This township is bounded on the south-west by a brook running into the Irk, and by the Irk itself and its affluent the Wince Brook for the most part on the north. The surface is mostly above the 300 ft. level, but slopes downwards to the bounding brooks. (fn. 1) The highest ground, 350 ft., is in the south-east and north east. The area is 797½ acres. The population in 1901 was returned with Middleton. (fn. 2)
The principal road is that leading north from Manchester to Middleton; the hall is in the triangle to the west of this road. Part of the White Moss occupied the south-east corner. There is a colliery. (fn. 3)
For local government the township was in 1894 added to the borough of Middleton. (fn. 4)
No house had as many as six hearths in 1666; the total number of taxable hearths in the township was twenty-seven. (fn. 7)
The survey of 1212 gives the earliest account of the manor of ALKRINGTON. At that time it was a member of the Montbegon fee of eight knights, and was held by Adam de Prestwich as 4 oxgangs of land 'of ancient tenure' by 4s.; while placed among the manors held by knight's service, it thus appears as a thegnage estate. (fn. 8) The Montbegon fee was some twenty years later alienated to the Lacys, and thus passed to the Crown; but the manor of Alkrington continued to descend with Prestwich, (fn. 9) the tenure being changed to the twenty-fourth part of a knight's fee, with a rent of 10d. The inquisitions, however, do not state the tenure quite uniformly. (fn. 10)

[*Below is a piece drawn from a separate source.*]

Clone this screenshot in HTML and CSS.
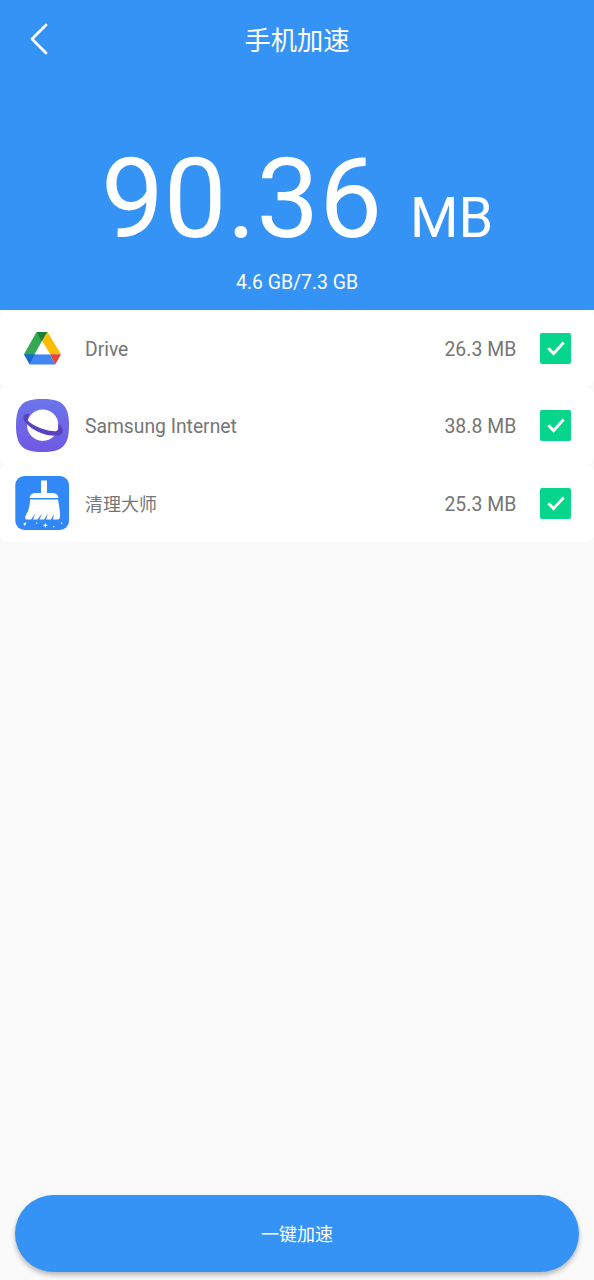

On the death of Sir Robert Langley, in 1561, this manor was given to his daughter Katherine, who married Thomas Legh of Lyme, but died in 1591 without issue. (fn. 11) The Leghs, however, appear to have retained the manor, for it was sold in 1627 by Thomas Legh, Alice his wife, and John Legh, to Robert and John Lever. (fn. 12) The purchasers were probably younger sons of Robert Lever of Darcy Lever, who died in 1620. (fn. 13) Robert Lever, his son, was a clothier in London, and died unmarried about 1642; John Lever, another son, was 'of Alkrington,' and died in 1645, being buried at Middleton. (fn. 14) His eldest son Robert married Anne the daughter and heir of Nicholas Mosley of Collyhurst, and died in 1710, a very aged man. (fn. 15) His son John died in 1718, and was succeeded by his son Sir Darcy Lever, who served as high sheriff in 1736, and was knighted. (fn. 16) He married Dorothy, a daughter and coheir of the Rev. William Ashton, rector of Prestwich. (fn. 17)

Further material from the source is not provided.